RONNY DEILA has survived seven months living in the Glasgow goldfish bowl with his sense of humour intact.
The Celtic manager is an open and honest figure - occasionally to his detriment as he discovered this week after inadvertently irritating Jackie McNamara - but even he could see that there was little to be gained from wading too deep into the memory banks to recall a previous trip to Ibrox as a room full of hacks inched ever closer to the edge of their seats in anticipation.
The occasion was a boys' trip to Glasgow around 15 years ago, this group of Norwegian tourists taking in a Rangers match against Motherwell as part of their visit. It would have been entirely natural had Deila sat in with the Rangers punters, a new red, white and blue scarf around his neck to enhance the experience but, with a smile, he was quick to quell such a thought, adding that - in the pre-Instagram era - he was fairly confident there would be no photographic evidence to prove to the contrary.
"I'd only been to Ibrox once before and that was about 15 years ago," he recalled. "It was just a trip with my friends. I was a player in Norway at the time and was just with a group of boys having fun in Glasgow. We just sat in the stand like normal. You're not getting me to say it was in the Rangers end! I think the game was against Motherwell and Rangers won 3-0."

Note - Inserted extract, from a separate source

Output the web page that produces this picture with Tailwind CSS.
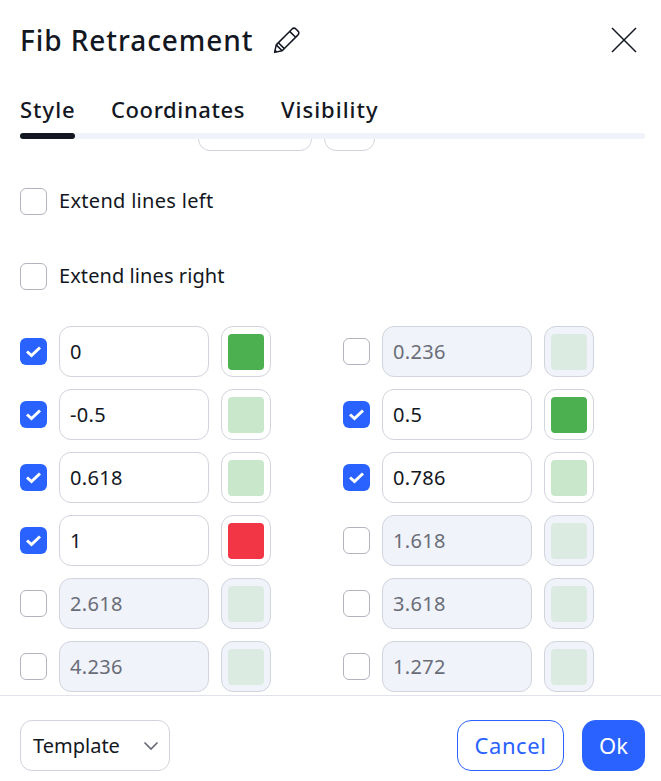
<!doctype html>
<html lang="en">
  <head>
    <meta charset="UTF-8" />
    <title>Fib Retracement</title>
    <script src="https://cdn.jsdelivr.net/npm/@tailwindcss/browser@4"></script>
  </head>
  <body class="bg-white">
    <div class="w-[661px] h-[781px] flex flex-col overflow-hidden bg-white text-[#131722] font-['Noto_Sans',sans-serif]">
      <header class="h-[80px] pl-[20px] pr-[24px] flex items-center shrink-0">
        <h1 class="text-[28px] font-medium tracking-[0.93px]">Fib Retracement</h1>
        <svg class="ml-[20px]" width="28" height="28" viewBox="0 0 26 26" fill="none" stroke="#131722" stroke-width="1.4" stroke-linejoin="round">
          <path d="M1.5 24.5 L3 17.5 L17.5 3 Q19.5 1 21.5 3 L23 4.5 Q25 6.5 23 8.5 L8.5 23 Z" />
          <path d="M3 17.5 L8.5 23 M5 15.5 L10.5 21 M15.5 5 L21 10.5 M1.9 22.5 L3.5 24.1" />
        </svg>
        <svg class="ml-auto" width="26" height="26" viewBox="0 0 26 26" fill="none" stroke="#131722" stroke-width="1.5">
          <path d="M1 1 L25 25 M25 1 L1 25" />
        </svg>
      </header>

      <nav class="shrink-0 pl-[20px] pr-[16px]">
        <div class="flex gap-[36px] h-[53px] pt-[11px] text-[22px] font-medium leading-[36px] tracking-[0.6px]">
          <a class="w-[55px] tracking-[1px]">Style</a>
          <a class="w-[134px]">Coordinates</a>
          <a class="tracking-[1px]">Visibility</a>
        </div>
        <div class="h-[6px] rounded-full bg-[#f0f3fa]">
          <div class="h-full w-[55px] rounded-full bg-[#131722]"></div>
        </div>
      </nav>

      <main class="flex-1 min-h-0 overflow-hidden px-[20px] text-[20px] tracking-[0.3px]">
        <div class="flex gap-[12px] ml-[178px] -mt-[39px] h-[51px]">
          <div class="w-[114px] rounded-[12px] border border-[#d1d4dc]"></div>
          <div class="w-[51px] rounded-[12px] border border-[#d1d4dc]"></div>
        </div>

        <label class="flex items-center gap-[12px] mt-[37px] h-[27px]">
          <span class="w-[27px] h-[27px] rounded-[6px] border border-[#b2b5be] bg-white"></span>
          <span class="pb-[2px]">Extend lines left</span>
        </label>
        <label class="flex items-center gap-[12px] mt-[48px] h-[27px]">
          <span class="w-[27px] h-[27px] rounded-[6px] border border-[#b2b5be] bg-white"></span>
          <span class="pb-[2px] tracking-[0.08px]">Extend lines right</span>
        </label>

        <div class="grid grid-cols-[323px_1fr] gap-y-[12px] mt-[36px]">
          <div class="flex items-center gap-[12px]">
            <span class="w-[27px] h-[27px] rounded-[6px] bg-[#2962ff] flex items-center justify-center">
              <svg width="17" height="13" viewBox="0 0 17 13" fill="none" stroke="white" stroke-width="3"><path d="M2 6.5 L6.5 10.5 L15 2.5" /></svg>
            </span>
            <div class="w-[150px] h-[51px] px-[10px] flex items-center rounded-[12px] border border-[#d1d4dc]">0</div>
            <div class="w-[50px] h-[51px] flex items-center justify-center rounded-[12px] border border-[#d1d4dc]"><span class="w-[36px] h-[36px] rounded-[4px] bg-[#4caf50]"></span></div>
          </div>
          <div class="flex items-center gap-[12px]">
            <span class="w-[27px] h-[27px] rounded-[6px] border border-[#b2b5be] bg-white"></span>
            <div class="w-[150px] h-[51px] px-[10px] flex items-center rounded-[12px] border border-[#d1d4dc] bg-[#f0f3fa] text-[#6a6d78]">0.236</div>
            <div class="w-[50px] h-[51px] flex items-center justify-center rounded-[12px] border border-[#d1d4dc] bg-[#f0f3fa]"><span class="w-[36px] h-[36px] rounded-[4px] bg-[#dcebe1]"></span></div>
          </div>

          <div class="flex items-center gap-[12px]">
            <span class="w-[27px] h-[27px] rounded-[6px] bg-[#2962ff] flex items-center justify-center">
              <svg width="17" height="13" viewBox="0 0 17 13" fill="none" stroke="white" stroke-width="3"><path d="M2 6.5 L6.5 10.5 L15 2.5" /></svg>
            </span>
            <div class="w-[150px] h-[51px] px-[10px] flex items-center rounded-[12px] border border-[#d1d4dc]">-0.5</div>
            <div class="w-[50px] h-[51px] flex items-center justify-center rounded-[12px] border border-[#d1d4dc]"><span class="w-[36px] h-[36px] rounded-[4px] bg-[#c9e7cb]"></span></div>
          </div>
          <div class="flex items-center gap-[12px]">
            <span class="w-[27px] h-[27px] rounded-[6px] bg-[#2962ff] flex items-center justify-center">
              <svg width="17" height="13" viewBox="0 0 17 13" fill="none" stroke="white" stroke-width="3"><path d="M2 6.5 L6.5 10.5 L15 2.5" /></svg>
            </span>
            <div class="w-[150px] h-[51px] px-[10px] flex items-center rounded-[12px] border border-[#d1d4dc]">0.5</div>
            <div class="w-[50px] h-[51px] flex items-center justify-center rounded-[12px] border border-[#d1d4dc]"><span class="w-[36px] h-[36px] rounded-[4px] bg-[#4caf50]"></span></div>
          </div>

          <div class="flex items-center gap-[12px]">
            <span class="w-[27px] h-[27px] rounded-[6px] bg-[#2962ff] flex items-center justify-center">
              <svg width="17" height="13" viewBox="0 0 17 13" fill="none" stroke="white" stroke-width="3"><path d="M2 6.5 L6.5 10.5 L15 2.5" /></svg>
            </span>
            <div class="w-[150px] h-[51px] px-[10px] flex items-center rounded-[12px] border border-[#d1d4dc]">0.618</div>
            <div class="w-[50px] h-[51px] flex items-center justify-center rounded-[12px] border border-[#d1d4dc]"><span class="w-[36px] h-[36px] rounded-[4px] bg-[#c9e7cb]"></span></div>
          </div>
          <div class="flex items-center gap-[12px]">
            <span class="w-[27px] h-[27px] rounded-[6px] bg-[#2962ff] flex items-center justify-center">
              <svg width="17" height="13" viewBox="0 0 17 13" fill="none" stroke="white" stroke-width="3"><path d="M2 6.5 L6.5 10.5 L15 2.5" /></svg>
            </span>
            <div class="w-[150px] h-[51px] px-[10px] flex items-center rounded-[12px] border border-[#d1d4dc]">0.786</div>
            <div class="w-[50px] h-[51px] flex items-center justify-center rounded-[12px] border border-[#d1d4dc]"><span class="w-[36px] h-[36px] rounded-[4px] bg-[#c9e7cb]"></span></div>
          </div>

          <div class="flex items-center gap-[12px]">
            <span class="w-[27px] h-[27px] rounded-[6px] bg-[#2962ff] flex items-center justify-center">
              <svg width="17" height="13" viewBox="0 0 17 13" fill="none" stroke="white" stroke-width="3"><path d="M2 6.5 L6.5 10.5 L15 2.5" /></svg>
            </span>
            <div class="w-[150px] h-[51px] px-[10px] flex items-center rounded-[12px] border border-[#d1d4dc]">1</div>
            <div class="w-[50px] h-[51px] flex items-center justify-center rounded-[12px] border border-[#d1d4dc]"><span class="w-[36px] h-[36px] rounded-[4px] bg-[#f23645]"></span></div>
          </div>
          <div class="flex items-center gap-[12px]">
            <span class="w-[27px] h-[27px] rounded-[6px] border border-[#b2b5be] bg-white"></span>
            <div class="w-[150px] h-[51px] px-[10px] flex items-center rounded-[12px] border border-[#d1d4dc] bg-[#f0f3fa] text-[#6a6d78]">1.618</div>
            <div class="w-[50px] h-[51px] flex items-center justify-center rounded-[12px] border border-[#d1d4dc] bg-[#f0f3fa]"><span class="w-[36px] h-[36px] rounded-[4px] bg-[#dcebe1]"></span></div>
          </div>

          <div class="flex items-center gap-[12px]">
            <span class="w-[27px] h-[27px] rounded-[6px] border border-[#b2b5be] bg-white"></span>
            <div class="w-[150px] h-[51px] px-[10px] flex items-center rounded-[12px] border border-[#d1d4dc] bg-[#f0f3fa] text-[#6a6d78]">2.618</div>
            <div class="w-[50px] h-[51px] flex items-center justify-center rounded-[12px] border border-[#d1d4dc] bg-[#f0f3fa]"><span class="w-[36px] h-[36px] rounded-[4px] bg-[#dcebe1]"></span></div>
          </div>
          <div class="flex items-center gap-[12px]">
            <span class="w-[27px] h-[27px] rounded-[6px] border border-[#b2b5be] bg-white"></span>
            <div class="w-[150px] h-[51px] px-[10px] flex items-center rounded-[12px] border border-[#d1d4dc] bg-[#f0f3fa] text-[#6a6d78]">3.618</div>
            <div class="w-[50px] h-[51px] flex items-center justify-center rounded-[12px] border border-[#d1d4dc] bg-[#f0f3fa]"><span class="w-[36px] h-[36px] rounded-[4px] bg-[#dcebe1]"></span></div>
          </div>

          <div class="flex items-center gap-[12px]">
            <span class="w-[27px] h-[27px] rounded-[6px] border border-[#b2b5be] bg-white"></span>
            <div class="w-[150px] h-[51px] px-[10px] flex items-center rounded-[12px] border border-[#d1d4dc] bg-[#f0f3fa] text-[#6a6d78]">4.236</div>
            <div class="w-[50px] h-[51px] flex items-center justify-center rounded-[12px] border border-[#d1d4dc] bg-[#f0f3fa]"><span class="w-[36px] h-[36px] rounded-[4px] bg-[#dcebe1]"></span></div>
          </div>
          <div class="flex items-center gap-[12px]">
            <span class="w-[27px] h-[27px] rounded-[6px] border border-[#b2b5be] bg-white"></span>
            <div class="w-[150px] h-[51px] px-[10px] flex items-center rounded-[12px] border border-[#d1d4dc] bg-[#f0f3fa] text-[#6a6d78]">1.272</div>
            <div class="w-[50px] h-[51px] flex items-center justify-center rounded-[12px] border border-[#d1d4dc] bg-[#f0f3fa]"><span class="w-[36px] h-[36px] rounded-[4px] bg-[#dcebe1]"></span></div>
          </div>
        </div>
      </main>

      <footer class="shrink-0 h-[86px] border-t border-[#e0e3eb] px-[16px] pl-[20px] pb-[10px] flex items-end text-[20px]">
        <div class="w-[150px] h-[51px] pl-[12px] pr-[10px] flex items-center justify-between rounded-[12px] border border-[#d1d4dc]">
          <span>Template</span>
          <svg width="16" height="10" viewBox="0 0 16 10" fill="none" stroke="#6a6d78" stroke-width="1.7"><path d="M1.5 1.5 L8 8 L14.5 1.5" /></svg>
        </div>
        <button class="ml-auto w-[107px] h-[51px] rounded-[14px] border border-[#2962ff] text-[#2962ff] text-[22px] tracking-[0.6px]">Cancel</button>
        <button class="ml-[18px] w-[63px] h-[51px] rounded-[14px] bg-[#2962ff] text-white text-[22px]">Ok</button>
      </footer>
    </div>
  </body>
</html>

His second visit arrived in rather different circumstances, Deila this time in the directors' box alongside his assistant John Collins for Rangers' league match against Hearts last Friday night. It was something of a surreal experience. Not only was the match abandoned after just 20 minutes due to a frozen pitch, the evening unfolded to the backdrop of sustained protests by the Rangers support against the club's custodians. It meant that for once the Celtic manager was not the most unpopular figure in the Ibrox directors box, the bulk of the ire saved for the men in Rangers blazers in the rows immediately behind him.
Deila was there to cast an eye over Rangers ahead of the teams' League Cup semi-final on February 1 and was insistent it wasn't an entirely wasted trip. "It was nice to be there, but the game shouldn't have been played," he said. "There was so much snow they could have gone cross-country skiing instead! But you get a feeling of the team and the stadium as well. So it was nice for me to be there.
"Everything has been very new for me here but it has been more than six months now and I feel much more prepared and confident now than I was when I started.
"You learn everything from experience and the game against Rangers is going to be a new experience for me. I'm looking forward to it. They were very nice to us at Ibrox on Friday night. It was quite professional, there were no problems for me being there. It was a good atmosphere.
"I still got something out of it, even though the game was abandoned. I also have assistants who know the Rangers team very well. I also watch their games on TV, so I think we will be well prepared for that game."
The draw for the first Old Firm contest in almost three years was made on November 1 but as the date grows ever closer it is cropping up increasingly in conversation. Deila has been made well aware by people both inside and outside of Celtic Park just how significant a match this will be but he has refused to let it become a distraction. His team face Motherwell at home tomorrow night - where a victory will take them back to the top of the SPFL Premiership - and then Ross County away on Saturday prior to their date at Hampden and the manager insists those games remain his priority.
"You can feel the atmosphere around this [Old Firm] game already. But I don't need to make it bigger than it is. We have to play a football game, that's the most important thing. If we are going to win it, we have to play good football and that's what we will prepare for.
"For me, I know it is a very big game. But we have so many exciting games coming up now. It's a semi-final and if we win it we are in a cup final where we want to be. The game against Dundee in the Scottish Cup a week later is very important as well.
"The league is close just now, so you can only do one thing - which I've done for the last four months - and that is to think just one day ahead. You have to prepare well and see the whole picture."